Witnessing the difference between a South African and US school

A mud school in the Eastern Cape. Photo courtesy of Equal Education.

Morgan Dzakowic

20 June 2012

The right to education will not be realised as long as there is such massive inequality between schools across the world.

It’s a normal spring day in the Northwest Suburbs of Chicago. It’s 8 o’clock on a Friday morning at a private high school. Students wearing uniform red and blue sweaters slowly trudge through the various doors located around the huge brick building, trying to shake off the two hours of sleep from the night before. Girls giggle and fix their makeup in front of the bathroom mirrors before class, while boys socialize and talk about the things teenage boys love: football, cars, and girls. When they sit down in their classes of about 20 students each, they all have textbooks, pens, notebooks and expert teachers. The day has started.

Now travel 13,000 kilometres across the Atlantic Ocean to Cape Town, South Africa. It is a seven-hour time difference, so the students are about to leave school for the weekend.

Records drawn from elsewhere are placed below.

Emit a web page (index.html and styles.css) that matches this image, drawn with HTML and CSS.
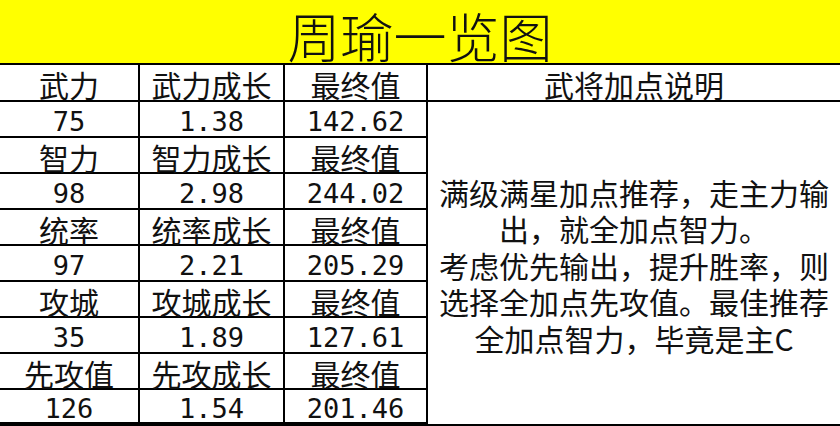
FILE: index.html
```html
<!DOCTYPE html>
<html lang="zh">
<head>
<meta charset="utf-8">
<title>周瑜一览图</title>
<link rel="stylesheet" href="styles.css">
</head>
<body>
<div class="sheet">
  <div class="title">周瑜一览图</div>
  <div class="grid">
    <div class="cell">武力</div>
    <div class="cell">武力成长</div>
    <div class="cell">最终值</div>
    <div class="cell">武将加点说明</div>

    <div class="cell num">75</div>
    <div class="cell num">1.38</div>
    <div class="cell num">142.62</div>
    <div class="cell note">满级满星加点推荐，走主力输<br>出，就全加点智力。<br>考虑优先输出，提升胜率，则<br>选择全加点先攻值。最佳推荐<br>全加点智力，毕竟是主C</div>

    <div class="cell">智力</div>
    <div class="cell">智力成长</div>
    <div class="cell">最终值</div>

    <div class="cell num">98</div>
    <div class="cell num">2.98</div>
    <div class="cell num">244.02</div>

    <div class="cell">统率</div>
    <div class="cell">统率成长</div>
    <div class="cell">最终值</div>

    <div class="cell num">97</div>
    <div class="cell num">2.21</div>
    <div class="cell num">205.29</div>

    <div class="cell">攻城</div>
    <div class="cell">攻城成长</div>
    <div class="cell">最终值</div>

    <div class="cell num">35</div>
    <div class="cell num">1.89</div>
    <div class="cell num">127.61</div>

    <div class="cell">先攻值</div>
    <div class="cell">先攻成长</div>
    <div class="cell">最终值</div>

    <div class="cell num">126</div>
    <div class="cell num">1.54</div>
    <div class="cell num">201.46</div>
  </div>
</div>
</body>
</html>
```

FILE: styles.css
```css
* { box-sizing: border-box; }
html, body {
  margin: 0;
  padding: 0;
  background: #fff;
}
body {
  width: 840px;
  height: 426px;
  overflow: hidden;
  font-family: "Noto Sans CJK SC", "Noto Sans", sans-serif;
  color: #111;
}
.sheet {
  display: flex;
  flex-direction: column;
}
.title {
  height: 63px;
  background: #ffff00;
  display: flex;
  align-items: center;
  justify-content: center;
  font-size: 53px;
  font-weight: 300;
  line-height: 1;
  padding-top: 8px;
}
.grid {
  display: grid;
  grid-template-columns: 138px 143px 141px 1fr;
  grid-template-rows: 35px repeat(8, 34px) 32px;
  gap: 2px;
  background: #000;
  border-top: 2px solid #000;
  border-bottom: 2px solid #000;
}
.cell {
  background: #fff;
  display: flex;
  align-items: center;
  justify-content: center;
  font-size: 30px;
  line-height: 1;
  padding-top: 3px;
  white-space: nowrap;
}
.num {
  font-family: "DejaVu Sans Mono", "Liberation Mono", monospace;
  font-size: 27px;
  padding-top: 4px;
}
.note {
  grid-column: 4;
  grid-row: 2 / 12;
  text-align: center;
  line-height: 36.5px;
  padding-top: 4px;
}
```
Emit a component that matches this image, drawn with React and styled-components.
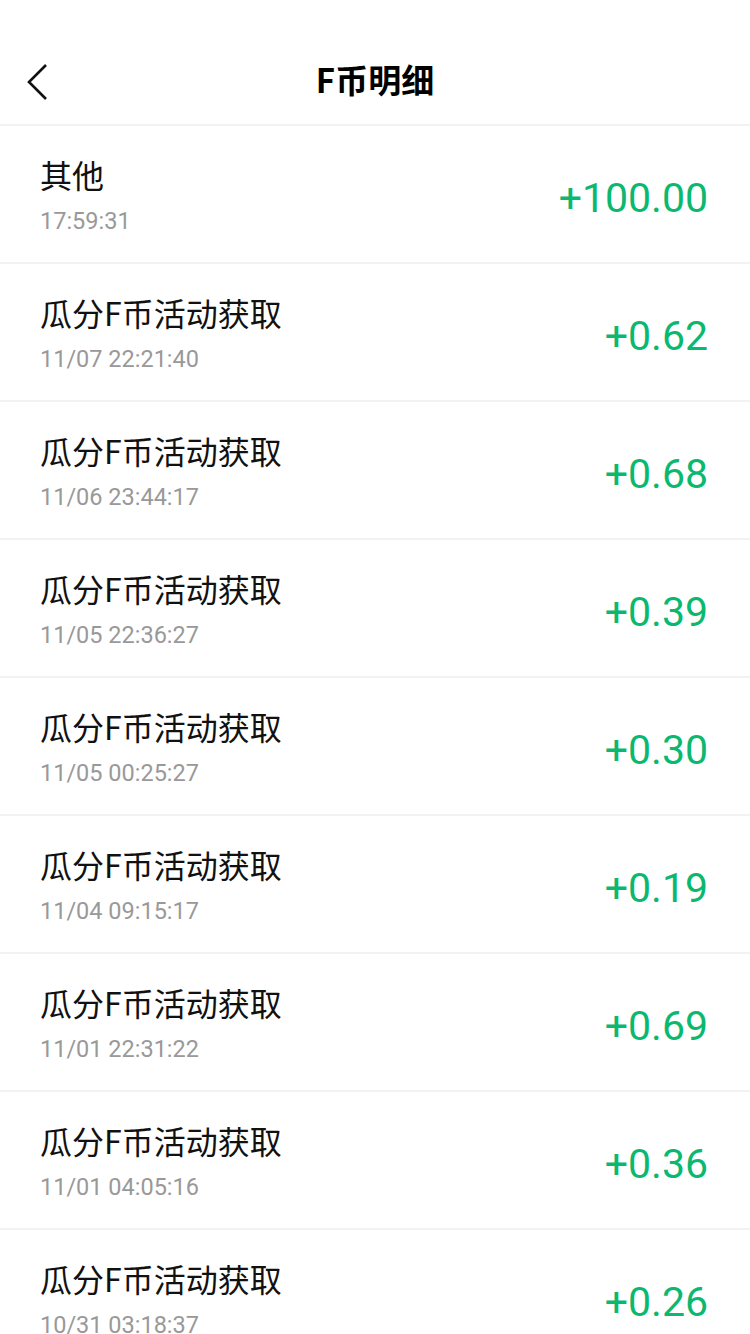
import React from "react";
import styled, { createGlobalStyle } from "styled-components";

const GlobalStyle = createGlobalStyle`
	body {
		margin: 0;
		background: #fff;
		font-family: "Noto Sans CJK SC", "Noto Sans", sans-serif;
	}
`;

const records = [
	{ title: "其他", time: "17:59:31", amount: "+100.00" },
	{ title: "瓜分F币活动获取", time: "11/07 22:21:40", amount: "+0.62" },
	{ title: "瓜分F币活动获取", time: "11/06 23:44:17", amount: "+0.68" },
	{ title: "瓜分F币活动获取", time: "11/05 22:36:27", amount: "+0.39" },
	{ title: "瓜分F币活动获取", time: "11/05 00:25:27", amount: "+0.30" },
	{ title: "瓜分F币活动获取", time: "11/04 09:15:17", amount: "+0.19" },
	{ title: "瓜分F币活动获取", time: "11/01 22:31:22", amount: "+0.69" },
	{ title: "瓜分F币活动获取", time: "11/01 04:05:16", amount: "+0.36" },
	{ title: "瓜分F币活动获取", time: "10/31 03:18:37", amount: "+0.26" },
];

const App = () => {
	return (
		<Page>
			<GlobalStyle />
			<NavBar>
				<BackButton>
					<svg width="24" height="40" viewBox="0 0 24 40">
						<polyline points="20,3 3,20 20,37" fill="none" stroke="#111" strokeWidth="2.6" />
					</svg>
				</BackButton>
				<Title>F币明细</Title>
			</NavBar>
			<List>
				{records.map((r, idx) => (
					<Row key={idx}>
						<Info>
							<RowTitle>{r.title}</RowTitle>
							<Time>{r.time}</Time>
						</Info>
						<Amount>{r.amount}</Amount>
					</Row>
				))}
			</List>
		</Page>
	);
};

const Page = styled.div`
	width: 750px;
	height: 1334px;
	overflow: hidden;
`;

const NavBar = styled.div`
	position: relative;
	height: 84px;
	margin-top: 40px;
	display: flex;
	align-items: center;
	justify-content: center;
	border-bottom: 2px solid #f2f2f2;
`;

const BackButton = styled.div`
	position: absolute;
	left: 26px;
	top: 22px;
	display: flex;
`;

const Title = styled.div`
	font-size: 33px;
	font-weight: 700;
	color: #000;
	margin-top: -6px;
`;

const List = styled.div`
	display: flex;
	flex-direction: column;
`;

const Row = styled.div`
	height: 136px;
	display: flex;
	align-items: center;
	justify-content: space-between;
	padding: 0 42px 0 40px;
	border-bottom: 2px solid #f2f2f2;
`;

const Info = styled.div`
	display: flex;
	flex-direction: column;
	gap: 10px;
	margin-top: 0;
`;

const RowTitle = styled.div`
	font-size: 32px;
	line-height: 44px;
	color: #111;
`;

const Time = styled.div`
	font-family: Roboto, "Liberation Sans", sans-serif;
	font-size: 23.5px;
	line-height: 30px;
	color: #999;
`;

const Amount = styled.div`
	font-family: Roboto, "Liberation Sans", sans-serif;
	font-size: 41px;
	line-height: 48px;
	color: #0ab86f;
	margin-top: 8px;
`;

export default App;
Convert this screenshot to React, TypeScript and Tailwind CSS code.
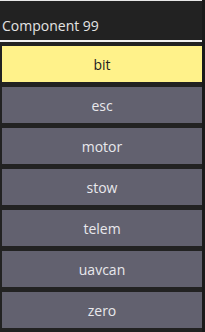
import React from 'react';

const items = ['bit', 'esc', 'motor', 'stow', 'telem', 'uavcan', 'zero'];

export default function App() {
  const active = 'bit';
  return (
    <div
      className="flex h-[332px] w-[205px] bg-[#222222] overflow-hidden"
      style={{ fontFamily: '"Open Sans", "Noto Sans", sans-serif' }}
    >
      <div className="flex w-[202px] flex-col">
        <div className="h-px w-full bg-[#e8e8e8]" />
        <div className="flex h-[39px] items-end pb-[7px] pl-[2px] text-[14px] leading-none text-[#e4e4e4]">
          Component 99
        </div>
        <div className="h-[2px] w-full bg-[#f0f0f0]" />
        <div className="mt-[4px] flex flex-col gap-[5px] pl-[2px]">
          {items.map((name) => (
            <button
              key={name}
              className={`flex h-[36px] w-[200px] items-center justify-center text-[14px] ${
                name === active ? 'bg-[#fff28a] text-[#222222]' : 'bg-[#62616f] text-[#e8e8ec]'
              }`}
            >
              {name}
            </button>
          ))}
        </div>
      </div>
      <div className="w-[3px] bg-[#1a1a1a]" />
    </div>
  );
}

It’s a normal winter’s day in the city; a rainy afternoon at a local high school. Students sit at shared desks, waiting for school to end. Some students sit in the dark, in powerless classrooms of about 30 people. One by one, students walk out of their individual prefabricated classrooms, and leap from the metal step platforms into the cold rain in their navy uniform blazers. Boys hurry in and out of the small bathrooms, as girls avoid using them altogether because of the huge opening in the roof. The rain pours in through the hole, and soaks the huge piles of trash occupying a large section of the bathroom. There is no soap, nor are there any towels, and there is limited toilet paper. The students walk down the wet, muddy path in between all the classrooms, socializing about different things, and disappear down the street into the mist. The day has finished.

I compared my experiences with the extreme stereotypes of each country: the nice, upper-class American high school, and the run-down South African high school. However, if one travels a mere 2-kilometres up the road in certain places, some extremely nice, and very privileged South African high schools can be found. Vice versa, if one travels from my high school to the inner city, south side of Chicago, very poor, dilapidated high schools can be found - high schools that even challenge the conditions of a South African high school.

That being said, educational equality is not only a national issue, it is an international issue. There are elite schools in places, and there are disadvantaged schools in places. From visiting a high school in South Africa, I am now aware of the massive inequality of educational rights that exists in the World. So long as this immense inequality exists, the right to education is not realised, not nationally nor internationally.